Why do people bother making computer games that are really little more than movies or novels, especially when they’re such lousy movies or novels? An old military maxim is "Fight on the ground of your own choosing", meaning that one should fight only under the circumstances best suited to the particular strengths of one’s own forces. It seems foolish to me to try to compete with movies with our graphic displays, or novels with program code, instead of utilizing the one thing that they don’t have: processing power.
The second node is "human thinks". A game designer is tempted to write this one off; after all, that’s not my department, right? Well, no, it isn’t, but that doesn’t mean that we can ignore it. Exactly what is the human going to think about? What part of his brain are we going to stimulate? In the early years of the industry, we appealed exclusively to that least human of brain structures, the cerebellum. Later on, we decided that we would appeal to the analytic skills with puzzles and wargames. I suggest that there is a great deal more human mental activity that we have not yet touched in our games, and further that, if we can learn how to challenge the most personal aspects of human thought -- namely, intuition -- we will accomplish a great deal more with our games.

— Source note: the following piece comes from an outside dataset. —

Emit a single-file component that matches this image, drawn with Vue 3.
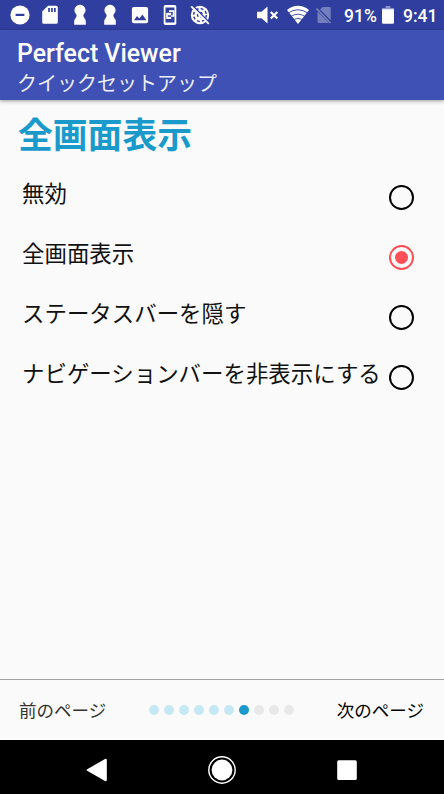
<script setup>
import { ref } from 'vue'

const options = ['無効', '全画面表示', 'ステータスバーを隠す', 'ナビゲーションバーを非表示にする']
const selected = ref(1)
const pageCount = 10
const currentPage = 7
</script>

<template>
  <div class="screen">
    <div class="status">
      <div class="notifications">
        <svg viewBox="0 0 30 30"><circle cx="15" cy="15" r="9.6" fill="#fff" /><rect x="10.6" y="13.8" width="8.8" height="2.2" fill="#303f9f" /></svg>
        <svg viewBox="0 0 30 30"><path d="M13 5.8h8.2a1.6 1.6 0 0 1 1.6 1.6v14.8a1.6 1.6 0 0 1-1.6 1.6H8.8a1.6 1.6 0 0 1-1.6-1.6V11.6z" fill="#fff" /><path d="M13.2 8h1.7v4h-1.7zM16.1 8h1.7v4h-1.7zM19 8h1.7v4H19z" fill="#303f9f" /></svg>
        <svg v-for="n in 2" :key="n" viewBox="0 0 30 30"><path d="M15 4.7a5.6 5.6 0 0 0-4 9.400q.9 1 .6 2.200L9.200 20.600V24.800H20.800V20.600L18.400 16.300q-.3-1.200.6-2.200A5.600 5.600 0 0 0 15 4.700z" fill="#fff" /></svg>
        <svg viewBox="0 0 30 30"><rect x="6.9" y="7" width="16.2" height="16.2" rx="2" fill="#fff" /><path d="M9 20.3l3-4.3 2.300 2.600 3.100-4.100 4 5.800z" fill="#303f9f" /></svg>
        <svg viewBox="0 0 30 30">
          <rect x="8.7" y="5" width="12.6" height="20" rx="1.8" fill="#fff" />
          <rect x="10.500" y="7.500" width="9" height="15" fill="#303f9f" />
          <path d="M14 10.200h5.500v6.500H16v-1.500h1.800v-3.300H14z" fill="#fff" />
          <path d="M11.200 12.800h5v6.200h-5z" fill="#fff" />
          <path d="M12.800 15.300h3.400v1.500h-3.400z" fill="#303f9f" />
        </svg>
        <svg viewBox="0 0 30 30">
          <circle cx="15" cy="15" r="9.200" fill="#fff" />
          <g fill="none" stroke="#303f9f" stroke-width="1.500" stroke-dasharray="2.900 2.100"><circle cx="15" cy="15" r="6.400" /><circle cx="15" cy="15" r="2.400" /></g>
          <path d="M7.700 5.700l17 17" stroke="#303f9f" stroke-width="1.600" />
          <path d="M6.200 6.300l17.600 17.600" stroke="#fff" stroke-width="1.900" />
        </svg>
      </div>
      <div class="system">
        <svg class="mute" viewBox="0 0 22 20"><path d="M0 6.800h4.600L10.500 1.500v17L4.600 13.200H0z" fill="#fff" /><path d="M13.800 7l6.500 6.500M20.300 7l-6.500 6.500" stroke="#fff" stroke-width="2.300" /></svg>
        <svg class="wifi" viewBox="0 0 22 20"><path d="M0 5q11-8.300 22 0L11 19z" fill="#fff" /><path d="M1 8.100q10-6.700 20 0M3.800 11.500q7.200-4.600 14.400 0M6.800 14.500q4.200-2.500 8.400 0" fill="none" stroke="#303f9f" stroke-width=".9" /></svg>
        <svg class="sim" viewBox="0 0 16 18"><path d="M6.500 1h7a1.200 1.200 0 0 1 1.200 1.200v12.300L4 3.500zM1.500 5.500L13 17H3a1.500 1.500 0 0 1-1.500-1.500z" fill="#7480bd" /><path d="M1.300 1.500l14 14.500" stroke="#303f9f" stroke-width="1.200" /><path d="M.5 2.500l14 14.500" stroke="#7480bd" stroke-width="1.700" /></svg>
        <span class="percent">91%</span>
        <svg class="battery" viewBox="0 0 12 18"><path d="M3.600 0h4.800v2H12v3H0V2h3.600z" fill="#8992c8" /><path d="M0 3.300h12v13.200a1.200 1.200 0 0 1-1.200 1.200H1.200A1.200 1.200 0 0 1 0 16.500z" fill="#fff" /></svg>
        <span class="clock">9:41</span>
      </div>
    </div>

    <header class="appbar">
      <div class="title">Perfect Viewer</div>
      <div class="subtitle">クイックセットアップ</div>
    </header>

    <main class="content">
      <h1>全画面表示</h1>
      <div v-for="(label, i) in options" :key="label" class="option" role="radio" :aria-checked="selected === i" @click="selected = i">
        <span class="label">{{ label }}</span>
        <span class="radio" :class="{ checked: selected === i }"></span>
      </div>
    </main>

    <footer class="pager">
      <span class="prev">前のページ</span>
      <div class="dots">
        <i v-for="n in pageCount" :key="n" :class="{ done: n < currentPage, current: n === currentPage }"></i>
      </div>
      <span class="next">次のページ</span>
    </footer>

    <nav class="navbar">
      <svg viewBox="0 0 26 26"><path d="M3.200 12.200L21 2q1.800-.6 1.800 1v20q0 1.600-1.800 1L3.200 13.800q-1.200-.8 0-1.600z" fill="#fff" /></svg>
      <svg class="home" viewBox="0 0 30 30"><circle cx="15" cy="15" r="13.200" fill="none" stroke="#fff" stroke-width="1.400" /><circle cx="15" cy="15" r="10.400" fill="#fff" /></svg>
      <svg viewBox="0 0 26 26"><rect x="3.200" y="3.300" width="19.600" height="19.600" rx="1.500" fill="#fff" /></svg>
    </nav>
  </div>
</template>

<style>
body {
  margin: 0;
  background: #fafafa;
}
</style>

<style scoped>
.screen {
  display: flex;
  flex-direction: column;
  width: 444px;
  height: 794px;
  overflow: hidden;
  background: #fafafa;
  color: #111;
  font-family: Roboto, 'Noto Sans CJK JP', sans-serif;
  white-space: nowrap;
}
svg {
  display: block;
  flex: none;
}
.status {
  display: flex;
  justify-content: space-between;
  height: 30px;
  background: #303f9f;
  color: #fff;
}
.notifications {
  display: flex;
  padding-left: 4.5px;
}
.notifications svg {
  width: 30px;
  height: 30px;
}
.system {
  display: flex;
  align-items: center;
  padding-right: 7px;
  font-size: 17.5px;
  font-weight: 500;
  line-height: 30px;
}
.mute {
  width: 22px;
  height: 20px;
  margin-right: 8px;
}
.wifi {
  width: 22px;
  height: 20px;
  margin-right: 7px;
}
.sim {
  width: 16px;
  height: 18px;
  margin-right: 12px;
}
.percent {
  width: 38px;
  padding-top: 2px;
}
.battery {
  width: 12px;
  height: 18px;
  margin-right: 9px;
}
.clock {
  width: 34px;
  padding-top: 2px;
}
.appbar {
  z-index: 1;
  box-sizing: border-box;
  height: 70px;
  padding: 8px 17px 0;
  background: #3f51b5;
  box-shadow: 0 1px 4px rgba(0, 0, 0, 0.4);
  color: #fff;
}
.title {
  font-size: 24.9px;
  font-weight: 500;
  line-height: 32px;
}
.subtitle {
  color: #eceefa;
  font-size: 20px;
  line-height: 28px;
}
.content {
  flex: 1;
  min-height: 0;
}
h1 {
  height: 64px;
  margin: 0;
  padding-left: 18px;
  color: #1a9acb;
  font-size: 34.8px;
  font-weight: 700;
  line-height: 72px;
}
.option {
  display: flex;
  align-items: center;
  justify-content: space-between;
  height: 60px;
  padding: 0 30px 0 22px;
}
.label {
  padding-bottom: 1px;
  font-size: 22.45px;
  line-height: 58px;
}
.radio {
  display: grid;
  flex: none;
  place-items: center;
  box-sizing: border-box;
  width: 25px;
  height: 25px;
  margin-top: 7px;
  border: 2px solid #000;
  border-radius: 50%;
}
.radio.checked {
  border-color: #ff4b52;
}
.radio.checked::after {
  width: 13px;
  height: 13px;
  border-radius: 50%;
  background: #ff5058;
  content: '';
}
.pager {
  display: flex;
  align-items: center;
  justify-content: space-between;
  box-sizing: border-box;
  height: 61px;
  padding: 0 20px 0 19px;
  border-top: 1px solid #a3a3a3;
  font-size: 17.5px;
}
.prev,
.next {
  padding-bottom: 2px;
}
.prev {
  color: #333;
}
.next {
  color: #000;
}
.dots {
  display: flex;
  gap: 5px;
}
.dots i {
  width: 10px;
  height: 10px;
  border-radius: 50%;
  background: #e8e8e8;
}
.dots .done {
  background: #c5e8f5;
}
.dots .current {
  background: #1a9acb;
}
.navbar {
  display: flex;
  align-items: center;
  justify-content: space-between;
  box-sizing: border-box;
  height: 54px;
  padding: 5px 84px 0;
  background: #000;
}
.navbar svg {
  width: 26px;
  height: 26px;
}
.navbar .home {
  width: 30px;
  height: 30px;
}
</style>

Sadly, the emphasis on technical expertise in our profession tends to mask the need for greater emphasis on human thought. Programmers who have memorized the syntax of every command in UNIX do not understand the fundamentals of linguistics. Designers who know all about the fine points of display techniques on CRTs do not know the difference between a rod and a cone. People who can talk all day about bus architectures blink when you mention the corpus callosum. I think it would behoove us, as mediators of the human/computer interaction, to balance our knowledge of both parties.
The third node is "human talks". This is the node that is, in so many games, the real bottleneck that plugs up the free flow of information through the circuit. Imagine a typical shoot-em-up computer game in progress: the computer is saying things like, ’big green spaceship flying through space, brilliant yellow fireballs arcing toward you, red and orange explosions, black space, stars...’ What does the human player get to say in response? ’Up’, ’down’, ’right’, ’left’, or ’fire’. How can you get any kind of rich interaction with so limited a set of inputs?

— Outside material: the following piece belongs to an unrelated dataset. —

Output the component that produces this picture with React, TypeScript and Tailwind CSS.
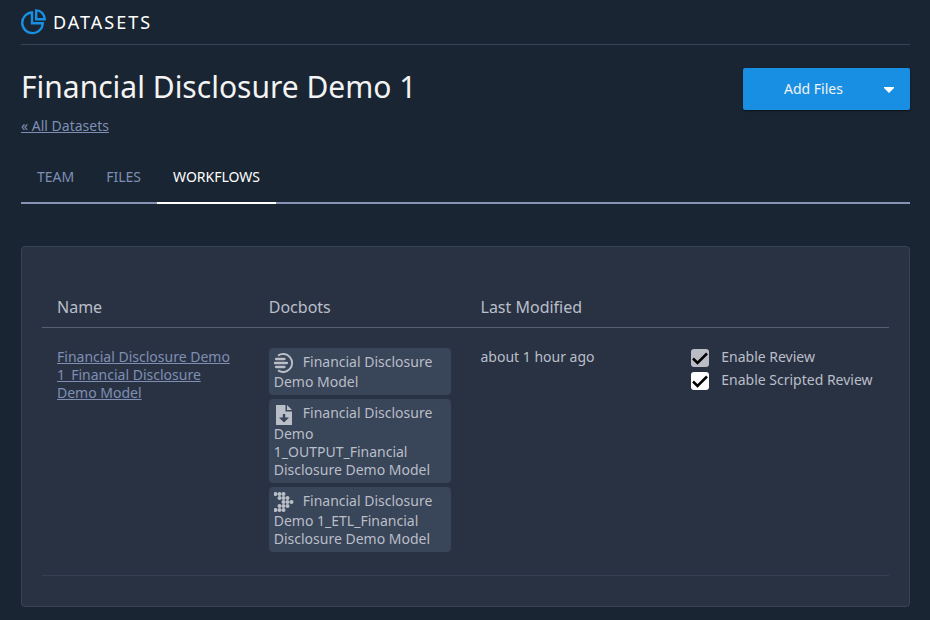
import React from "react";

type IconProps = { className?: string };

function PieIcon({ className }: IconProps) {
  return (
    <svg viewBox="0 0 26 26" className={className} fill="none" stroke="currentColor" strokeWidth="2.400" aria-hidden="true">
      <path d="M11 3.500A10.300 10.300 0 1 0 21.800 14.200H11Z" />
      <path d="M15.200 1.400A8.800 8.800 0 0 1 23.800 10.200H15.200Z" />
    </svg>
  );
}

function ModelIcon({ className }: IconProps) {
  return (
    <svg viewBox="0 0 20 20" className={className} fill="none" stroke="currentColor" aria-hidden="true">
      <path d="M4 2.600A9 9 0 1 1 4 17.400" strokeWidth="1.900" />
      <path d="M2 6H10.500M0.800 10H13M2 14H10.500" strokeWidth="2.300" strokeLinecap="round" />
    </svg>
  );
}

function OutputIcon({ className }: IconProps) {
  return (
    <svg viewBox="0 0 20 20" className={className} fill="currentColor" aria-hidden="true">
      <path
        fillRule="evenodd"
        d="M2 0H11.500V6.500H18V20H2ZM8.800 9V12.500H5L10 17.500L15 12.500H11.200V9Z"
      />
      <path d="M13 0L18 5H13Z" />
    </svg>
  );
}

const dots: [number, number][] = [
  [1.5, 2], [5.5, 2], [9.5, 2],
  [5.5, 6], [9.5, 6], [13.5, 6],
  [9.5, 10], [13.5, 10], [17.5, 10],
  [5.5, 14], [9.5, 14], [13.5, 14],
  [1.5, 18], [5.5, 18], [9.5, 18],
];

function EtlIcon({ className }: IconProps) {
  return (
    <svg viewBox="0 0 20 20" className={className} fill="currentColor" aria-hidden="true">
      {dots.map(([x, y]) => (
        <circle key={`${x}-${y}`} cx={x} cy={y} r="2" />
      ))}
    </svg>
  );
}

const docbots = [
  { icon: ModelIcon, name: "Financial Disclosure Demo Model" },
  { icon: OutputIcon, name: "Financial Disclosure Demo 1_OUTPUT_Financial Disclosure Demo Model" },
  { icon: EtlIcon, name: "Financial Disclosure Demo 1_ETL_Financial Disclosure Demo Model" },
];

function Option({ id, label, disabled }: { id: string; label: string; disabled?: boolean }) {
  return (
    <div className="flex items-start gap-3">
      <span className="relative mt-px size-[18px] shrink-0">
        <input
          id={id}
          type="checkbox"
          defaultChecked
          disabled={disabled}
          className="peer block size-[18px] appearance-none rounded-[3px] bg-white disabled:bg-[#babcc6]"
        />
        <svg
          viewBox="0 0 18 18"
          className="pointer-events-none absolute inset-0 hidden size-[18px] peer-checked:block"
          fill="none"
          stroke="#000"
          strokeWidth="2.500"
          aria-hidden="true"
        >
          <path d="M2 9.500L6.500 14L16 4.500" />
        </svg>
      </span>
      <label htmlFor={id}>{label}</label>
    </div>
  );
}

export default function App() {
  return (
    <div className="min-h-screen bg-[#192532] pr-5 pb-3 pl-[21px] font-['Noto_Sans',sans-serif] text-sm leading-[18px] text-[#babec8]">
      <header className="flex h-[45px] items-center gap-[6px] border-b border-[#384356] text-white">
        <PieIcon className="size-[26px] text-[#188fe2]" />
        <span className="text-lg leading-6 tracking-[2px]">DATASETS</span>
      </header>

      <main>
        <div className="flex items-start justify-between pt-[23px]">
          <div>
            <h1 className="text-[30px] leading-[38px] text-[#f3f3f3]">Financial Disclosure Demo 1</h1>
            <a href="#datasets" className="mt-[11px] block w-fit text-[#7f8fb3] underline">
              « All Datasets
            </a>
          </div>
          <button
            type="button"
            className="flex h-[42px] w-[167px] items-center rounded-[2px] bg-[#188fe2] pr-4 text-[#f3f3f3] shadow-[0_1px_2px_rgba(0,0,0,0.5)]"
          >
            <span className="flex-1">Add Files</span>
            <svg viewBox="0 0 10 6" className="mt-[2px] h-[6px] w-[10px]" fill="#fff" aria-hidden="true">
              <path d="M0 0H10V1L5 6L0 1Z" />
            </svg>
          </button>
        </div>

        <nav className="mt-[25px] flex border-b-2 border-[#8693b5] text-[#7f8fb3]">
          <a href="#team" className="-mb-[2px] px-4 pt-2 pb-[18px]">TEAM</a>
          <a href="#files" className="-mb-[2px] px-4 pt-2 pb-[18px]">FILES</a>
          <a href="#workflows" aria-current="page" className="-mb-[2px] border-b-2 border-white px-4 pt-2 pb-[16px] text-white">
            WORKFLOWS
          </a>
        </nav>

        <section className="mt-[42px] rounded-[4px] border border-[#384356] bg-[#293243] px-5 pt-[50px] pb-[30px]">
          <table className="w-full table-fixed border-collapse text-left align-top">
            <thead>
              <tr className="border-b border-[#566074] text-base leading-5">
                <th className="px-[15px] pb-[10px] font-normal">Name</th>
                <th className="px-[15px] pb-[10px] font-normal">Docbots</th>
                <th className="px-[15px] pb-[10px] font-normal">Last Modified</th>
                <td />
              </tr>
            </thead>
            <tbody>
              <tr className="border-b border-[#384154] align-top">
                <td className="px-[15px] py-5">
                  <a href="#workflow" className="text-[#7f8fb3] underline">
                    Financial Disclosure Demo 1_Financial Disclosure Demo Model
                  </a>
                </td>
                <td className="px-[15px] pt-5 pb-[23px]">
                  <ul className="flex flex-col gap-1">
                    {docbots.map(({ icon: Icon, name }) => (
                      <li key={name} className="rounded-[4px] bg-[#394558] px-[5px] pt-[5px] pb-1">
                        <Icon className="mr-[9px] inline-block size-5 align-middle" />
                        {name}
                      </li>
                    ))}
                  </ul>
                </td>
                <td className="px-[15px] py-5">about 1 hour ago</td>
                <td className="px-[14px] py-5">
                  <div className="flex flex-col gap-1">
                    <Option id="review" label="Enable Review" disabled />
                    <Option id="scripted-review" label="Enable Scripted Review" />
                  </div>
                </td>
              </tr>
            </tbody>
          </table>
        </section>
      </main>
    </div>
  );
}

There are, of course, lots of excuses for not providing richer inputs to the human player. Perhaps the human is restricted to an input device such as a joystick that does not naturally say anything more than the aforementioned five verbs. There is also the serious problem that the human player must be able to learn any interface language that the game uses. It is much easier to understand the computer’s output than to master a new input system, especially when the former is visual and the latter is essentially tactile. These excuses, however, mean only that game designers must focus much more attention on the problem of facilitating the player’s input into the game. A properly designed game allows the player to say just as much back to the computer as it says to him. Ideally, the player would have exactly the same expressive language available to him as is available to the computer; this, however, is difficult to achieve in practice.

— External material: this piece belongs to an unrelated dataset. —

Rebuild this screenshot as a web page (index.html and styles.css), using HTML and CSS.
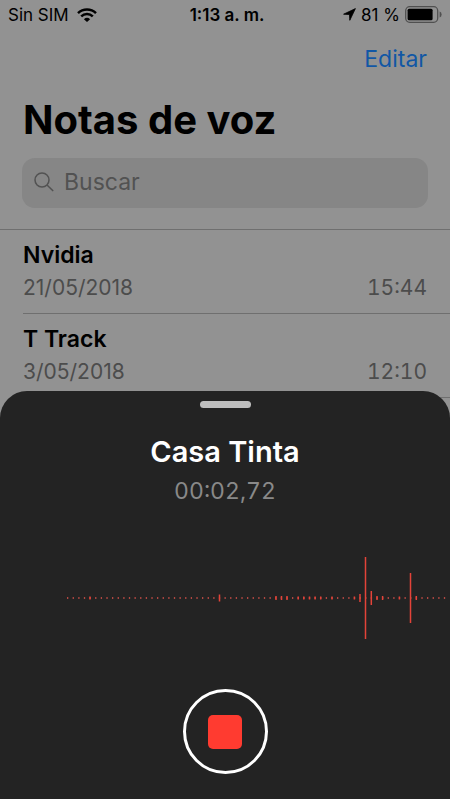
FILE: index.html
```html
<!DOCTYPE html>
<html lang="es">
<head>
<meta charset="utf-8">
<meta name="viewport" content="width=device-width, initial-scale=1">
<title>Notas de voz</title>
<link rel="stylesheet" href="styles.css">
</head>
<body>
<main class="library">
  <header class="status">
    <div class="status-side">
      <span>Sin SIM</span>
      <svg class="wifi" viewBox="0 0 20 14" aria-hidden="true">
        <path d="M1 5.2a13 13 0 0 1 18 0M4.2 8.3a8.4 8.4 0 0 1 11.6 0" fill="none" stroke="#000" stroke-width="2.5"/>
        <path d="M6.9 11.200a4.600 4.600 0 0 1 6.200 0L10 14z"/>
      </svg>
    </div>
    <span class="clock">1:13 a. m.</span>
    <div class="status-side status-end">
      <svg class="location" viewBox="0 0 13 13" aria-hidden="true"><path d="M12.400.6 6.800 12.300 6.500 6.500.6 6.200z" stroke="#000" stroke-width=".8" stroke-linejoin="round"/></svg>
      <span>81 %</span>
      <svg class="battery" viewBox="0 0 37 17" aria-hidden="true">
        <rect x=".7" y=".7" width="32" height="15.6" rx="4" fill="none" stroke="#505050" stroke-width="1.3"/>
        <rect x="2.6" y="2.8" width="25" height="11.4" rx="1.5"/>
        <path d="M34.6 5.5v6q2-.7 2-3t-2-3z" fill="#505050"/>
      </svg>
    </div>
  </header>
  <nav class="toolbar"><button class="edit" type="button">Editar</button></nav>
  <h1 class="title">Notas de voz</h1>
  <label class="search">
    <svg class="glass" viewBox="0 0 20 20" aria-hidden="true"><circle cx="8" cy="8" r="7"/><path d="m13 13 6.200 6"/></svg>
    <input class="search-input" type="search" placeholder="Buscar" aria-label="Buscar">
  </label>
  <ul class="notes">
    <li class="note">
      <h2 class="note-name">Nvidia</h2>
      <div class="note-meta"><span>21/05/2018</span><span class="duration">15:44</span></div>
    </li>
    <li class="note">
      <h2 class="note-name">T Track</h2>
      <div class="note-meta"><span>3/05/2018</span><span class="duration">12:10</span></div>
    </li>
  </ul>
</main>
<section class="sheet">
  <div class="grabber"></div>
  <h2 class="recording-name">Casa Tinta</h2>
  <div class="timer">00:02,72</div>
  <svg class="wave" viewBox="0 0 450 84" aria-hidden="true">
    <path class="wave-quiet" d="M67 42H446"/>
    <path class="wave-loud" d="M90 40.500v3M219.500 38.500v7M276 40v4M281.500 40v4M287 40v4M298.200 40.500v3M303.800 40.500v3M309.500 40.500v3M315.100 40.500v3M320.700 40.500v3M332 40.500v3M354.400 40.500v3M360 38v8M365.500 1v82M371.300 35v14M377 40v4M382.600 40v4M399.400 40.500v3M410.500 17v50M416.300 40v4"/>
  </svg>
  <button class="stop" type="button" aria-label="Detener"><span class="stop-mark"></span></button>
</section>
</body>
</html>
```
FILE: styles.css
```css
* {
  box-sizing: border-box;
}

body {
  margin: 0;
  min-height: 100vh;
  overflow: hidden;
  background: #929292;
  color: #000;
  font-family: Inter, "Liberation Sans", sans-serif;
}

h1,
h2,
ul {
  margin: 0;
  padding: 0;
}

button {
  border: 0;
  padding: 0;
  background: none;
  font: inherit;
}

.status {
  display: grid;
  grid-template-columns: 1fr auto 1fr;
  align-items: center;
  height: 29px;
  padding: 0 8px;
  font-size: 17px;
}

.status-side {
  display: flex;
  align-items: center;
  gap: 8px;
}

.status-end {
  justify-content: flex-end;
  gap: 5px;
}

.clock {
  padding-left: 4px;
  font-weight: 600;
}

.wifi {
  width: 20px;
  height: 14px;
}

.location {
  width: 13px;
  height: 13px;
}

.battery {
  width: 37px;
  height: 17px;
}

.toolbar {
  display: flex;
  justify-content: flex-end;
  padding: 15px 23px 14px;
}

.edit {
  color: #1157a5;
  font-size: 23px;
  line-height: 30px;
}

.title {
  padding: 8px 23px 14px;
  font-size: 40px;
  line-height: 48px;
  font-weight: 700;
}

.search {
  display: flex;
  align-items: center;
  gap: 10px;
  height: 50px;
  margin: 0 22px;
  padding: 0 12px 2px;
  border-radius: 13px;
  background: #868686;
}

.glass {
  width: 20px;
  height: 20px;
  fill: none;
  stroke: #525252;
  stroke-width: 1.5;
}

.search-input {
  flex: 1;
  min-width: 0;
  border: 0;
  padding: 0;
  outline: 0;
  background: none;
  font: inherit;
  font-size: 23px;
}

.search-input::placeholder {
  color: #525252;
}

.notes {
  margin-top: 21px;
  padding-left: 23px;
  border-top: 1px solid #6f6f6f;
  list-style: none;
}

.note {
  padding: 9px 23px 8px 0;
  border-bottom: 1px solid #6f6f6f;
}

.note-name {
  font-size: 23px;
  line-height: 32px;
  font-weight: 600;
}

.note-meta {
  display: flex;
  justify-content: space-between;
  color: #4c4c4c;
  font-size: 21px;
  line-height: 34px;
}

.duration,
.timer {
  font-variant-numeric: tabular-nums;
}

.sheet {
  position: fixed;
  inset: auto 0 0;
  display: flex;
  flex-direction: column;
  align-items: center;
  padding: 10px 0 25px;
  border-radius: 27px 27px 0 0;
  background: #232323;
}

.grabber {
  width: 51px;
  height: 7px;
  border-radius: 4px;
  background: #bebebe;
}

.recording-name {
  margin-top: 26px;
  color: #fff;
  font-size: 29px;
  line-height: 36px;
  font-weight: 600;
}

.timer {
  margin-top: 5px;
  color: #898989;
  font-size: 23px;
  line-height: 32px;
}

.wave {
  width: 100%;
  margin: 49px 0;
  fill: none;
  stroke: #e34339;
}

.wave-quiet {
  stroke: #b04741;
  stroke-width: 2;
  stroke-dasharray: 1.300 4.325;
}

.wave-loud {
  stroke-width: 1.5;
}

.stop {
  display: grid;
  place-items: center;
  width: 85px;
  height: 85px;
  border: 3px solid #fff;
  border-radius: 50%;
}

.stop-mark {
  width: 34px;
  height: 34px;
  border-radius: 5px;
  background: #ff3b30;
}
```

The fourth node in the interaction loop is "computer processes". This is the artificial intelligence used in the game, and it plays a vital role in closing the loop. The computer’s processing is the only thing that relates the player’s inputs to the computer’s outputs. That relationship must make sense, it must be interesting, and it must be believable. If I say to the computer-character Jezebel, "Jezebel, my love, I must do my duty on the field of honor," Jezebel had damn well better burst into tears. It will certainly require a hefty amount of processing for Jezebel to figure out the meaning of my statement and her reaction. Yet, without that processing, the loop is broken. Again, many games are weak in this area and suffer for it. The interaction loop is not the definitive or final means of assessing a computer game. It is a useful mental tool that can expose some of the flaws in a design. It suggests to me that a great many game designers would do better to concentrate less attention on the "computer talks" node and more attention on the other three.